In Detroit, Michigan, a group of girls from Cass Technical High School is braving the odds to be one of the best girls’ lacrosse teams in the state.
Cass Technical High school, a public magnet school in Detroit, has an elite list of alumni including former Detroit mayor Kwame Kilpatrick, Diana Ross, and Big Sean. The school, however, lacks sports options for girls.
Girls are disadvantaged to the point that there are only three sports for girls in a school with about 2,400 students. And when a lacrosse team was formed as recently as 2019, it was just for the boys.

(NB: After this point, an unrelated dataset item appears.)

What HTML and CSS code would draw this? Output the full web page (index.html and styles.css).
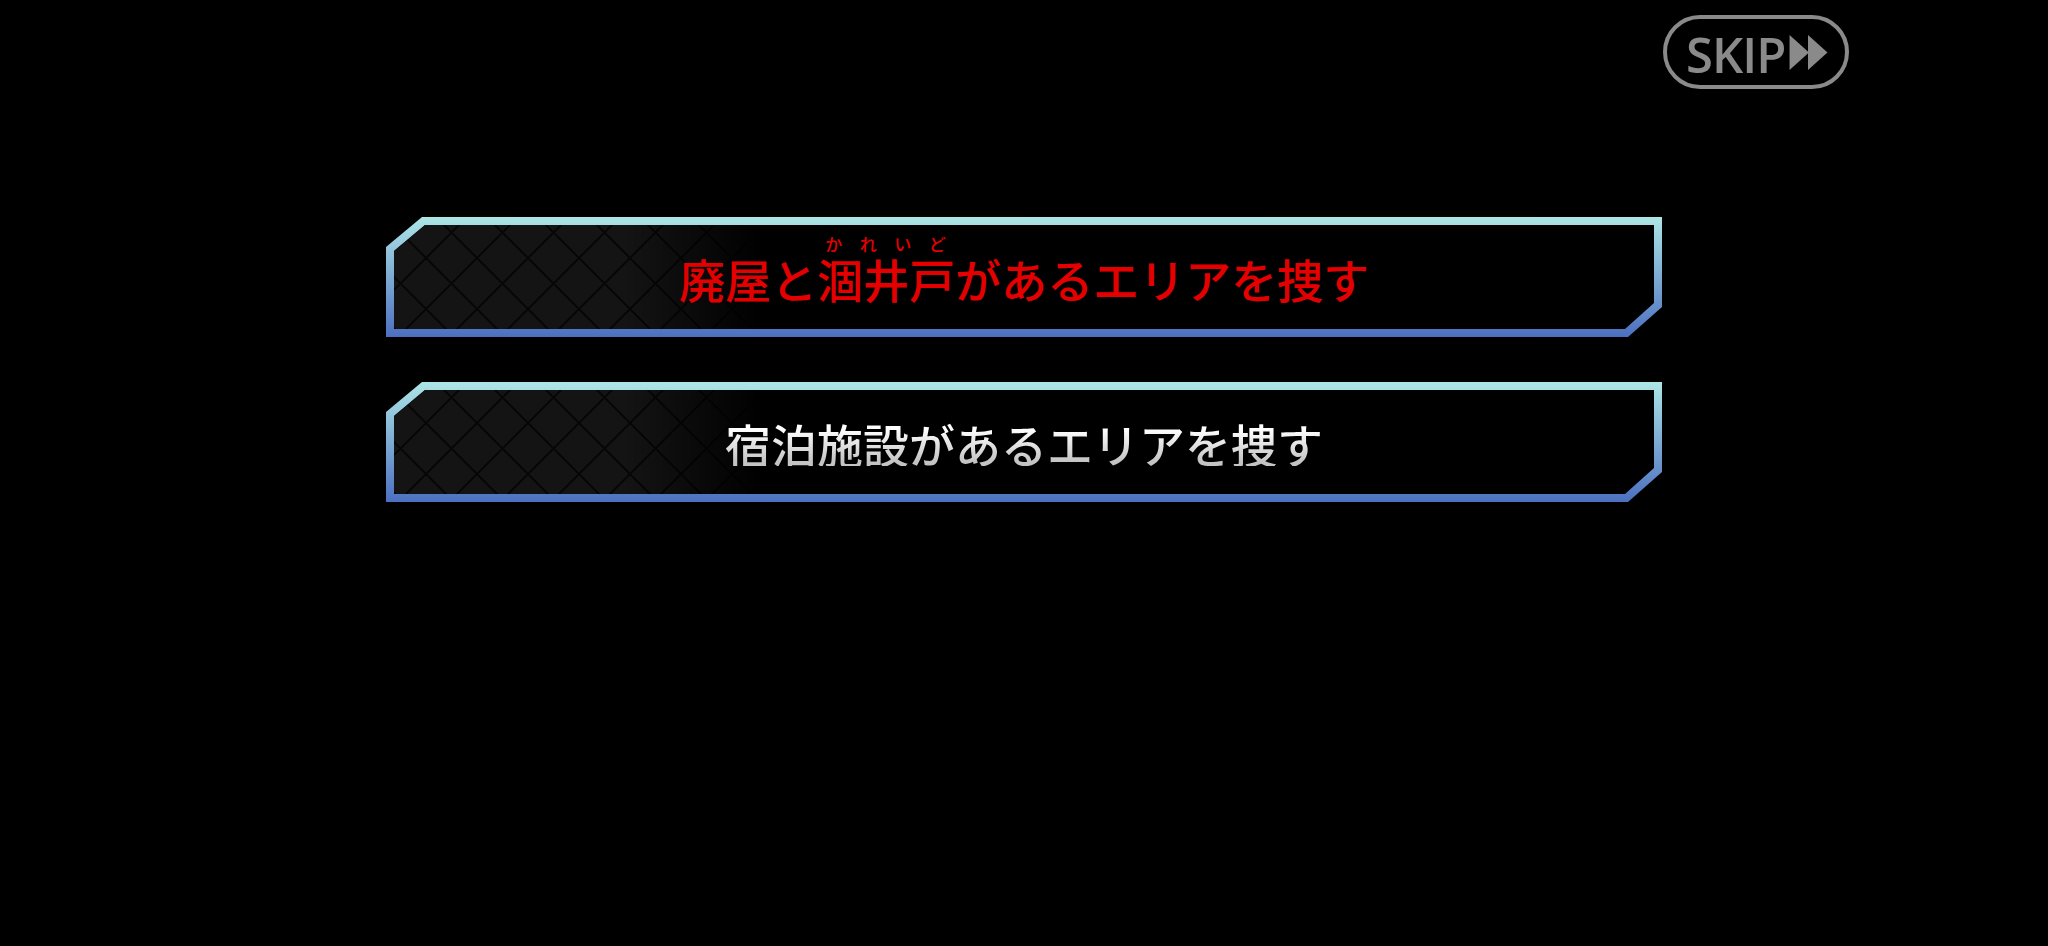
FILE: index.html
```html
<!DOCTYPE html>
<html lang="ja">
<head>
  <meta charset="UTF-8" />
  <meta name="viewport" content="width=device-width, initial-scale=1.0" />
  <title>選択肢</title>
  <link rel="stylesheet" href="styles.css">
</head>
<body>
  <div class="topbar">
    <button class="skip">
      <span>SKIP</span>
      <svg class="skip-arrows" viewBox="0 0 40 36" aria-hidden="true">
        <polygon points="0,0 20,18 0,36" />
        <polygon points="19,0 39,18 19,36" />
      </svg>
    </button>
  </div>

  <div class="choices">
    <div class="choice">
      <div class="choice-body">
        <span class="label label-red">廃屋と<ruby>涸井戸<rt>かれいど</rt></ruby>があるエリアを捜す</span>
      </div>
    </div>
    <div class="choice">
      <div class="choice-body">
        <span class="label label-silver">宿泊施設があるエリアを捜す</span>
      </div>
    </div>
  </div>
</body>
</html>
```

FILE: styles.css
```css
:root {
  --frame-top: #ade6e6;
  --frame-bottom: #4c70c0;
  --skip-gray: #8a8a8a;
}
body {
  margin: 0;
  background: #000;
  min-height: 100vh;
  font-family: "Noto Sans CJK JP", "Noto Sans", sans-serif;
}
.topbar {
  display: flex;
  justify-content: flex-end;
  padding: 15px 199px 0 0;
}
.skip {
  box-sizing: border-box;
  width: 186px;
  height: 74px;
  display: flex;
  align-items: center;
  gap: 4px;
  padding: 3px 0 0 19px;
  border: 4px solid var(--skip-gray);
  border-radius: 37px;
  background: transparent;
  color: var(--skip-gray);
  font-family: "Open Sans", "Liberation Sans", sans-serif;
  font-size: 49px;
  font-weight: 600;
  letter-spacing: -1px;
  cursor: pointer;
}
.skip-arrows {
  width: 40px;
  height: 35px;
  fill: var(--skip-gray);
  margin-top: -3px;
}
.choices {
  display: flex;
  flex-direction: column;
  gap: 45px;
  width: 1276px;
  margin: 128px auto 0;
}
.choice {
  padding: 8px;
  background: linear-gradient(to bottom, var(--frame-top), var(--frame-bottom));
  clip-path: polygon(36px 0, 100% 0, 100% calc(100% - 30px), calc(100% - 34px) 100%, 0 100%, 0 30px);
}
.choice-body {
  position: relative;
  height: 104px;
  display: flex;
  align-items: center;
  justify-content: center;
  background: #000;
  clip-path: polygon(31px 0, 100% 0, 100% calc(100% - 26px), calc(100% - 29px) 100%, 0 100%, 0 26px);
}
/* diamond lattice on the left end, fading out to the right */
.choice-body::before {
  content: "";
  position: absolute;
  top: 0;
  left: 0;
  bottom: 0;
  width: 370px;
  background-color: #141414;
  background-image:
    repeating-linear-gradient(45deg, #070707 0 2px, transparent 2px 36px),
    repeating-linear-gradient(-45deg, #070707 0 2px, transparent 2px 36px);
  -webkit-mask-image: linear-gradient(to right, #000 0, #000 62%, transparent 100%);
  mask-image: linear-gradient(to right, #000 0, #000 62%, transparent 100%);
}
.label {
  position: relative;
  font-size: 46px;
  font-weight: 500;
  line-height: 1;
  white-space: nowrap;
}
.label-red {
  color: #e40000;
  margin-bottom: 22px;
}
.label-red rt {
  font-size: 17px;
  line-height: 1;
  letter-spacing: 1px;
  padding-bottom: 1px;
}
.label-silver {
  margin-top: 2px;
  background: linear-gradient(to bottom, #ffffff 20%, #c4c4c4 90%);
  -webkit-background-clip: text;
  background-clip: text;
  color: transparent;
}
```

Two girls, Deja Crenshaw and Alexia Carroll-Williams decided to advocate for an all-girls lacrosse team but that did not come on a silver platter. First, lacrosse is not a game that most Blacks would naturally opt to play, let alone Black girls. But that did not stop them from putting up a fight.

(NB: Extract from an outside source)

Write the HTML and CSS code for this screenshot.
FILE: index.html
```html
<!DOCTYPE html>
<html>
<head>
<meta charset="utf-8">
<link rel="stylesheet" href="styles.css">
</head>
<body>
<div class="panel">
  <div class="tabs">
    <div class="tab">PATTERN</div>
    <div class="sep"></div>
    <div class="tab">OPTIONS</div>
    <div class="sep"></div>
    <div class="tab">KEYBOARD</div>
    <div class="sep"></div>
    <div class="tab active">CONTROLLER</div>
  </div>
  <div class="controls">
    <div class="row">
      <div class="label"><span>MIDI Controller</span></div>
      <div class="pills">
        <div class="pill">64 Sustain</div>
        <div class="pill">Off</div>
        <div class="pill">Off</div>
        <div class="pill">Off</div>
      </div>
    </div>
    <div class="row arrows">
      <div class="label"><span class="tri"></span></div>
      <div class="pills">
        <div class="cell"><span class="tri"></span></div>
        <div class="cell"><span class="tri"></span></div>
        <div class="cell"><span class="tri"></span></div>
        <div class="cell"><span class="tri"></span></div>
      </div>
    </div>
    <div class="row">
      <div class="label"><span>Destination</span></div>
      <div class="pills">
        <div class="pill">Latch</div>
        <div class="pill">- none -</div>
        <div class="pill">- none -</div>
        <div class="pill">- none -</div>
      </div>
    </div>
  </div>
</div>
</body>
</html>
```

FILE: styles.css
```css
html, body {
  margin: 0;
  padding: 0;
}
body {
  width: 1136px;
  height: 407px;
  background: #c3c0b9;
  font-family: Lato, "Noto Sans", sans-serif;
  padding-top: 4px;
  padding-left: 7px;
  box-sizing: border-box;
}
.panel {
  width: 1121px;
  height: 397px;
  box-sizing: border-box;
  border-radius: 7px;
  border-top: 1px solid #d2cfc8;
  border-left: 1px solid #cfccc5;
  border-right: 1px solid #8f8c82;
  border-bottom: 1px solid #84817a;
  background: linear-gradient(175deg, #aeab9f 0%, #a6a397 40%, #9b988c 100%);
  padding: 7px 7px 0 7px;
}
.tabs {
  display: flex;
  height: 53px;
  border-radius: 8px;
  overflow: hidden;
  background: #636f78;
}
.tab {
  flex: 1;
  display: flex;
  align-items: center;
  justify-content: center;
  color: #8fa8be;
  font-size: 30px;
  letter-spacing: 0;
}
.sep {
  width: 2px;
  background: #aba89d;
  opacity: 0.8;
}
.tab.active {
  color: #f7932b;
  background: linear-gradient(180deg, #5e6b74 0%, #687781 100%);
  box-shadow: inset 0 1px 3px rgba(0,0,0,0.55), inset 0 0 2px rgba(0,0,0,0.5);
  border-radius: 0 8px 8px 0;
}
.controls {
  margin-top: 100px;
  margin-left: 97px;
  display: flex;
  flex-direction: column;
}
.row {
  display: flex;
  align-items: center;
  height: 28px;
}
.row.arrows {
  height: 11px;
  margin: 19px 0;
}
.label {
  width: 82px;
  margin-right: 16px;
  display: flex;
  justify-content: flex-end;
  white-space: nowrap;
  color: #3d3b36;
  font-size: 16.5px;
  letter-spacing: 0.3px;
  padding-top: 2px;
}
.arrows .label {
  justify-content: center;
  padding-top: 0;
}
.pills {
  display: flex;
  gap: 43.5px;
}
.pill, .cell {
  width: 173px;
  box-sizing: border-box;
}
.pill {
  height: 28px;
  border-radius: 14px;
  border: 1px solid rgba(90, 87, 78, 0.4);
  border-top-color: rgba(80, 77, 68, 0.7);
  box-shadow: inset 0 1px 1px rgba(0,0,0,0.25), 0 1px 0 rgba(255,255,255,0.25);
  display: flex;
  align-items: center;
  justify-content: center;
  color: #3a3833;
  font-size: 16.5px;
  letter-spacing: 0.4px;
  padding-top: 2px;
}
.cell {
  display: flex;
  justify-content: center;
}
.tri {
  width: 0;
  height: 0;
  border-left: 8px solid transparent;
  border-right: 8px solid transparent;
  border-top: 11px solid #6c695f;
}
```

Only about 3% of women in college play in the predominantly White game, which is traditionally a Native American game, just like hockey.

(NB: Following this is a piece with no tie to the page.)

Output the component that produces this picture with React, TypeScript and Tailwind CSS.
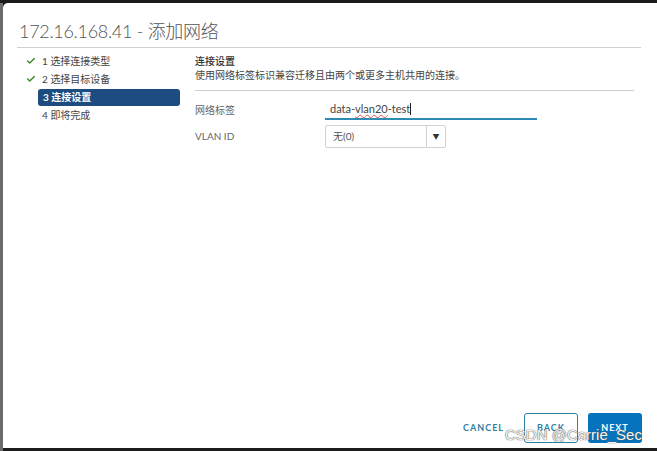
import { Check } from 'lucide-react';

const steps = [
  { n: 1, label: '选择连接类型', done: true },
  { n: 2, label: '选择目标设备', done: true },
  { n: 3, label: '连接设置', active: true },
  { n: 4, label: '即将完成' },
];

const font = 'font-[Lato,"Noto_Sans_CJK_SC",sans-serif]';

export default function App() {
  return (
    <div className={`relative w-[657px] h-[451px] overflow-hidden bg-[#1c1c1c] ${font}`}>
      <div className="absolute left-0 top-[3px] bottom-0 w-[3px] bg-[#6b6b6b]" />
      <div className="flex flex-col h-full pt-[3px] pl-[3px] pb-[3px]">
        <div className="flex flex-col flex-1 bg-white rounded-tl-[5px]">
          {/* Header */}
          <div className="mx-[14px] mr-[16px] pt-[17px] pb-[5px] border-b border-[#cfcfcf]">
            <h1 className="pl-[2px] text-[18px] leading-[22px] font-light text-[#555] tracking-[-0.3px]">
              172.16.168.41 - 添加网络
            </h1>
          </div>

          {/* Body */}
          <div className="flex flex-1">
            {/* Steps */}
            <nav className="w-[192px] pt-[4px] pl-[23px]">
              {steps.map((s) => (
                <div key={s.n} className="flex items-center h-[18px]">
                  <span className="w-[16px] flex justify-start">
                    {s.done && <Check className="w-[10px] h-[10px] text-[#3f8a2a]" strokeWidth={3.5} />}
                  </span>
                  {s.active ? (
                    <div className="flex items-center h-[17px] w-[142px] -ml-[4px] pl-[5px] rounded-[3px] bg-[#1d4c80] text-white font-bold text-[10px]">
                      {s.n} {s.label}
                    </div>
                  ) : (
                    <span className="text-[10px] text-[#444]">
                      {s.n} {s.label}
                    </span>
                  )}
                </div>
              ))}
            </nav>

            {/* Content */}
            <div className="flex-1 pt-[6px] pr-[23px]">
              <div className="text-[10px] leading-[14px] text-[#333] font-medium">连接设置</div>
              <div className="text-[10px] leading-[14px] text-[#444]">
                使用网络标签标识兼容迁移且由两个或更多主机共用的连接。
              </div>
              <div className="border-b border-[#cfcfcf] mt-[8px]" />

              <div className="flex items-center mt-[10px] h-[18px]">
                <span className="w-[130px] text-[10px] text-[#666]">网络标签</span>
                <div className="w-[212px] h-[19px] border-b-2 border-[#2d8bb4] flex items-center pl-[5px] text-[11px] text-[#444]">
                  <span>data-</span>
                  <span className="underline decoration-wavy decoration-[#e05050] decoration-[0.5px] underline-offset-[1px]">vlan20</span>
                  <span>-test</span>
                  <span className="w-px h-[12px] bg-[#222]" />
                </div>
              </div>

              <div className="flex items-center mt-[6px]">
                <span className="w-[130px] text-[10px] text-[#666]">VLAN ID</span>
                <div className="w-[121px] h-[23px] border border-[#d2d2d2] rounded-[2px] flex items-center">
                  <span className="flex-1 pl-[7px] text-[10px] text-[#555]">无(0)</span>
                  <span className="w-[19px] h-full border-l border-[#d2d2d2] flex items-center justify-center text-[7px] text-[#333]">
                    ▼
                  </span>
                </div>
              </div>
            </div>
          </div>

          {/* Footer */}
          <div className="flex items-center justify-end gap-[10px] pr-[15px] pb-[5px]">
            <button className="pr-[10px] h-[30px] text-[9px] font-bold tracking-[1px] text-[#2f7fa6]">CANCEL</button>
            <button className="w-[54px] h-[30px] border border-[#2f7fa6] rounded-[3px] text-[9px] font-bold tracking-[1px] text-[#2f7fa6]">
              BACK
            </button>
            <button className="w-[54px] h-[30px] rounded-[3px] bg-[#0574bd] text-[9px] font-bold tracking-[1px] text-white">
              NEXT
            </button>
          </div>
        </div>
      </div>

      <div className="absolute left-[505px] top-[426px] text-[15px] leading-[18px] font-['Liberation_Sans',sans-serif] text-[#f4f4f4] [text-shadow:0_0_1px_#555,0_0_1px_#555]">
        CSDN @Carrie_Sec
      </div>
    </div>
  );
}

“Lacrosse is something that you don’t usually hear about in urban cities. It’s really important that we give people the opportunity to play a sport that they may not have ever heard of,” Crenshaw said.
Thanks to Crenshaw and her colleagues, school authorities allowed the coach, Summer Aldred, to start a girls’ team in 2020. More than 30 girls turned up for the first practice. The odds were stacked against the girls’ team from inception as the school did not provide funding.
Aldred used her local connections to rake in some donations. A Cass Tech alumnus also donated $10,000, which set the ball rolling for the team’s first tryouts. 55 girls turned up and the team was optimistic about what was to come for them, but COVID-19 struck the world.
Everything the girls and Aldred had planned froze when schools were shut down. A year later, in March 2021, only 15 girls came for practice when schools started opening. Some parents were hesitant to let their girls out in public because of the Covid-19 pandemic. Thus, recruitment was slow.
When things finally picked up for the girls’ lacrosse team at Cass Tech, the 18-member group, with 14 of them being Black, lost their first six games. The team regrouped and re-strategized and won against Avondale High School with a scoreline of 13-6.
All that the girl’s lacrosse team at Cass Technical High School wants now is an opportunity to play a sport they have grown to love and to bridge the diversity gap. Assistant coach Christianne Malone, who has played lacrosse since the 6th grade as one of a few Black girls, said the game has still not attained the level of diversity she would expect, The Guardian reported.
“It’s still not nearly as diverse as it could be by this point in time. Twenty years later, it’s almost the same demographics as it was when I was first playing,” Malone said.
For Zahria Liggans, the senior captain and team goalie, “It’s OK to step into these spaces where there might not be a lot of you because you can open up a channel for somebody else, for people who look like you.”